NFL Sunday primer: Chiefs, Bengals, Bills all facing early-season test

The Kansas City Chiefs, Buffalo Bills and Cincinnati Bengals have become rather familiar with one another in recent seasons while vying for AFC supremacy.

The Chiefs have played in five straight AFC championship games, reaching three Super Bowls and winning two titles over that prosperous span. The Bengals have faced the Chiefs in the past two AFC championship games, prevailing in one. The Bills reached the AFC championship game after the 2020 season, then were beaten by the Chiefs in overtime in a memorable divisional-round playoff game the following year and eliminated by the Bengals in the divisional round last season.

This Sunday, the only thing those teams will share is an early-season predicament. Each will be attempting to avoid a shocking 0-2 start.

The Chiefs face a difficult test at Jacksonville. The Bengals are at home against the Baltimore Ravens.

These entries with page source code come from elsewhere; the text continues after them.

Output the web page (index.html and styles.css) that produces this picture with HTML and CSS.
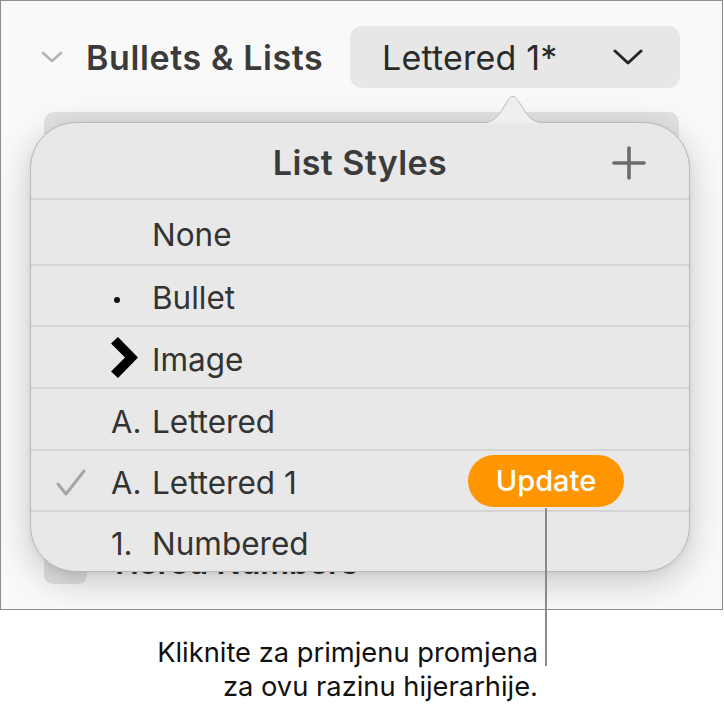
FILE: index.html
```html
<!DOCTYPE html>
<html lang="hr">
<head>
<meta charset="utf-8">
<title>List Styles</title>
<link rel="stylesheet" href="styles.css">
</head>
<body>
<div class="page">
  <div class="frame">
    <div class="inspector-head">
      <svg class="disclosure" viewBox="0 0 22 12" width="22" height="12"><path d="M2 2 L11 10 L20 2" fill="none" stroke="#b3b3b3" stroke-width="2.6" stroke-linecap="round" stroke-linejoin="round"/></svg>
      <h2 class="section-title">Bullets &amp; Lists</h2>
      <div class="style-popup">
        <span class="popup-label">Lettered 1*</span>
        <svg class="popup-chevron" viewBox="0 0 30 16" width="30" height="16"><path d="M2 2 L15 14 L28 2" fill="none" stroke="#262626" stroke-width="3" stroke-linecap="round" stroke-linejoin="round"/></svg>
      </div>
    </div>
    <div class="backdrop">
      <div class="bd-panel"></div>
      <div class="bd-row"><span class="bd-check"></span><span class="bd-label">Tiered Numbers</span></div>
    </div>

    <svg class="popover-arrow" viewBox="0 0 72 31" width="72" height="31"><path d="M0 30.5 C12 30.5 18 27.5 24 18.5 L31.5 6.5 C34 2.5 38 2.5 40.5 6.5 L48 18.5 C54 27.5 60 30.5 72 30.5" fill="#efefef" stroke="#bcbcbc" stroke-width="1"/><rect x="0" y="30" width="72" height="1" fill="#ebebeb"/></svg>
    <div class="popover">
      <div class="pop-head">
        <span></span>
        <h3 class="pop-title">List Styles</h3>
        <svg class="plus" viewBox="0 0 34 34" width="34" height="34"><path d="M17 2 V32 M2 17 H32" stroke="#6b6b6b" stroke-width="3.6" stroke-linecap="round"/></svg>
      </div>
      <div class="row row-first"><span class="check"></span><span class="marker"></span><span class="name">None</span></div>
      <div class="row row-short"><span class="check"></span><span class="marker"><span class="dot"></span></span><span class="name">Bullet</span></div>
      <div class="row"><span class="check"></span><span class="marker"><svg class="img-bullet" viewBox="0 0 28 42" width="28" height="42"><path d="M7 0 L27 20.5 L7 41 L0 34.5 L14 20.5 L0 6.5 Z" fill="#000"/></svg></span><span class="name">Image</span></div>
      <div class="row"><span class="check"></span><span class="marker letter">A.</span><span class="name">Lettered</span></div>
      <div class="row row-short"><span class="check"><svg viewBox="0 0 30 28" width="30" height="28"><path d="M2 15 L10 25 L28 2" fill="none" stroke="#a6a6a6" stroke-width="3" stroke-linecap="round" stroke-linejoin="round"/></svg></span><span class="marker letter">A.</span><span class="name">Lettered 1</span><span class="update">Update</span></div>
      <div class="row row-last"><span class="check"></span><span class="marker letter">1.</span><span class="name">Numbered</span></div>
    </div>
  </div>
  <div class="callout-line"></div>
  <p class="callout-text">Kliknite za primjenu promjena<br>za ovu razinu hijerarhije.</p>
</div>
</body>
</html>
```

FILE: styles.css
```css
* { box-sizing: border-box; }
html, body { margin: 0; padding: 0; background: #ffffff; }
body { font-family: "Inter", "Liberation Sans", sans-serif; color: #333; }

.page { position: relative; width: 724px; height: 708px; }

.frame {
  position: relative;
  width: 723px;
  height: 610px;
  border: 1px solid #8d8d8d;
  background: #f9f9f9;
  padding-top: 25px;
  overflow: hidden;
}

.inspector-head {
  display: flex;
  align-items: center;
  height: 62px;
}
.disclosure { margin-left: 40px; flex: none; }
.section-title {
  margin: 0 0 0 23px;
  font-size: 34px;
  font-weight: 600;
  color: #3b3b3b;
  letter-spacing: 0.6px;
}
.style-popup {
  margin-left: auto;
  margin-right: 42px;
  width: 330px;
  height: 62px;
  border-radius: 12px;
  background: #e7e7e7;
  display: flex;
  align-items: center;
  padding-left: 32px;
  padding-right: 37px;
}
.popup-label { font-size: 34px; color: #2a2a2a; letter-spacing: 0.2px; }
.popup-chevron { margin-left: auto; }

.backdrop { margin-top: 24px; }
.bd-panel {
  margin-left: 43px;
  width: 635px;
  height: 408px;
  border-radius: 10px;
  background: #e2e2e2;
}
.bd-row {
  display: flex;
  align-items: center;
  margin-top: 21px;
  margin-left: 43px;
  gap: 22px;
}
.bd-check {
  width: 43px;
  height: 43px;
  border-radius: 9px;
  background: #e0e0e0;
}
.bd-label { font-size: 32px; font-weight: 600; color: #2e2e2e; }

.popover-arrow {
  position: absolute;
  left: 476px;
  top: 92px;
  z-index: 3;
}
.popover {
  position: absolute;
  left: 29px;
  top: 121px;
  width: 660px;
  height: 450px;
  border: 1px solid #b8b8b8;
  border-radius: 46px;
  background: #e8e8e8;
  box-shadow: 0 10px 36px rgba(0, 0, 0, 0.2), 0 2px 6px rgba(0, 0, 0, 0.06);
  overflow: hidden;
  z-index: 2;
}
.pop-head {
  height: 75px;
  display: grid;
  grid-template-columns: 1fr auto 1fr;
  align-items: center;
  padding: 4px 43px 0 43px;
}
.pop-title {
  margin: 0;
  font-size: 34px;
  font-weight: 600;
  color: #3b3b3b;
  letter-spacing: 0.4px;
}
.plus { justify-self: end; }

.row {
  display: grid;
  grid-template-columns: 80px 41px 1fr auto;
  align-items: center;
  height: 62px;
  border-top: 2px solid #d4d4d4;
  padding-top: 4px;
  padding-right: 65px;
}
.row-first { height: 66px; padding-top: 4px; }
.row-short { height: 61px; }
.row-last { height: 61px; }
.check { display: flex; padding-left: 25px; }
.marker { display: flex; align-items: center; }
.dot { width: 6px; height: 6px; border-radius: 50%; background: #111; margin-left: 3px; margin-top: 4px; }
.img-bullet { margin-top: -2px; }
.letter { font-size: 31px; color: #333; }
.name { font-size: 31.5px; color: #333; }
.update {
  width: 156px;
  height: 52px;
  border-radius: 26px;
  background: #ff9500;
  color: #fff;
  font-size: 29px;
  font-weight: 500;
  display: flex;
  align-items: center;
  justify-content: center;
  margin-top: -4px;
}

.callout-line {
  position: absolute;
  left: 545px;
  top: 508px;
  width: 2px;
  height: 158px;
  background: #8a8a8a;
  z-index: 5;
}
.callout-text {
  margin: 26px 0 0 0;
  padding-right: 186px;
  text-align: right;
  font-size: 27.3px;
  line-height: 34px;
  color: #111;
}
```
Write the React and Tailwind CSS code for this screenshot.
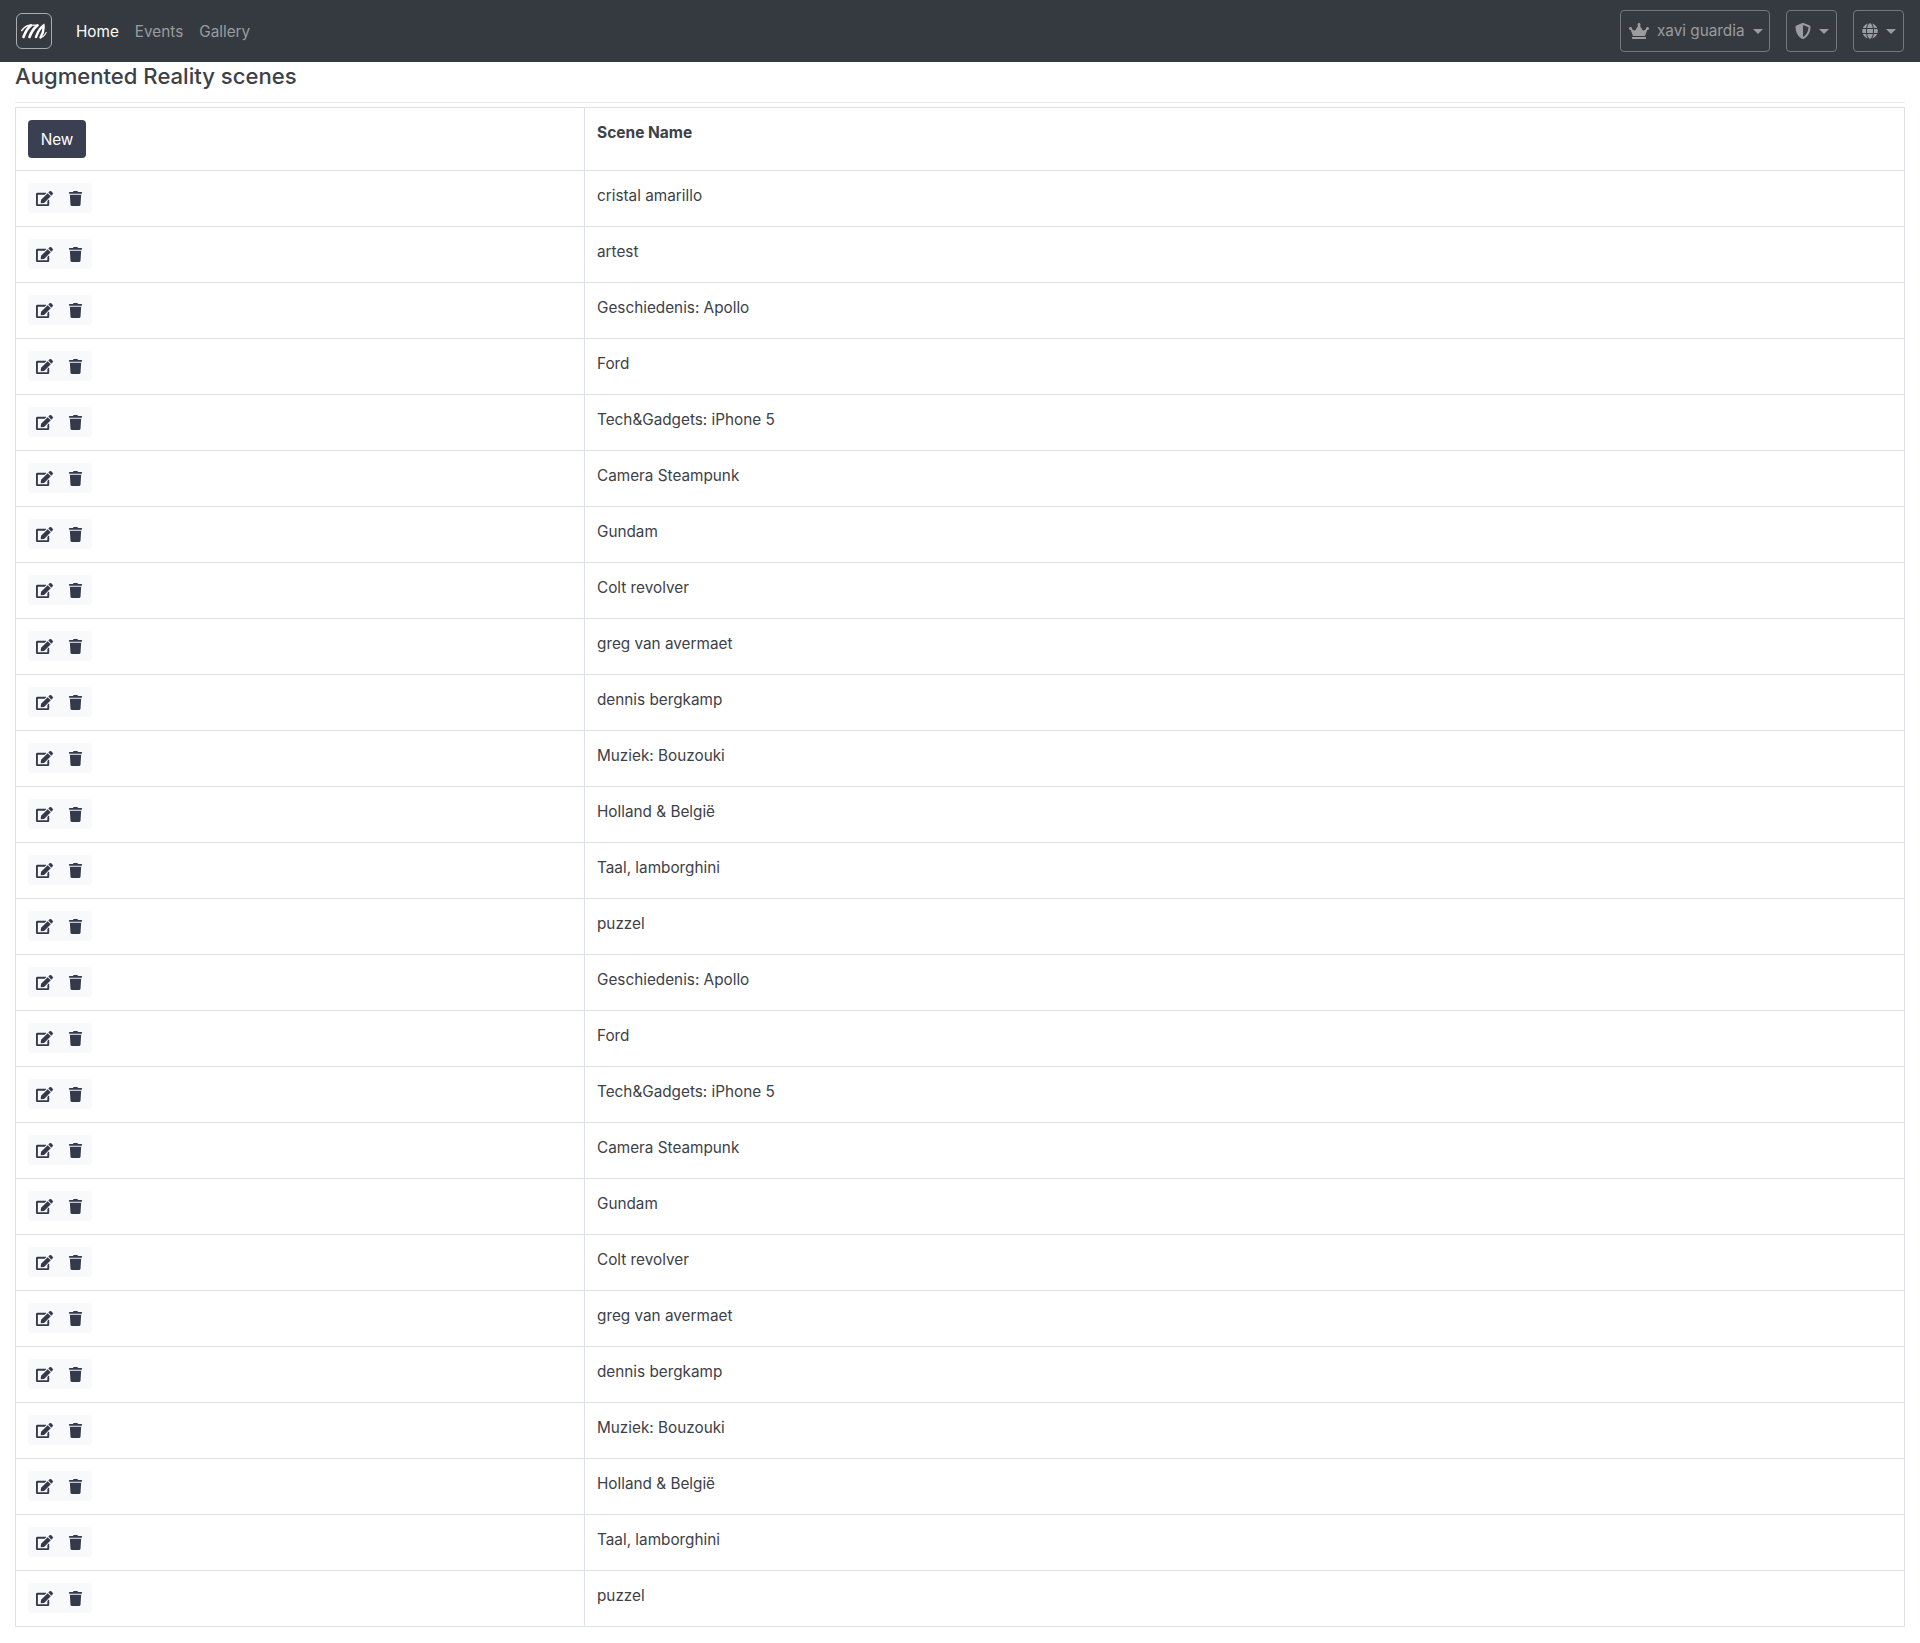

The Bills host the Las Vegas Raiders.

It’s certainly not win-or-else time — not on the second Sunday of the season. But all of this does matter in the jockeying that is to come in December and early January for playoff positioning. The AFC is overflowing with legitimate contenders, although those ranks perhaps have been reduced by one with the New York Jets minus quarterback Aaron Rodgers. The Chiefs, Bills and Bengals cannot afford too many missteps.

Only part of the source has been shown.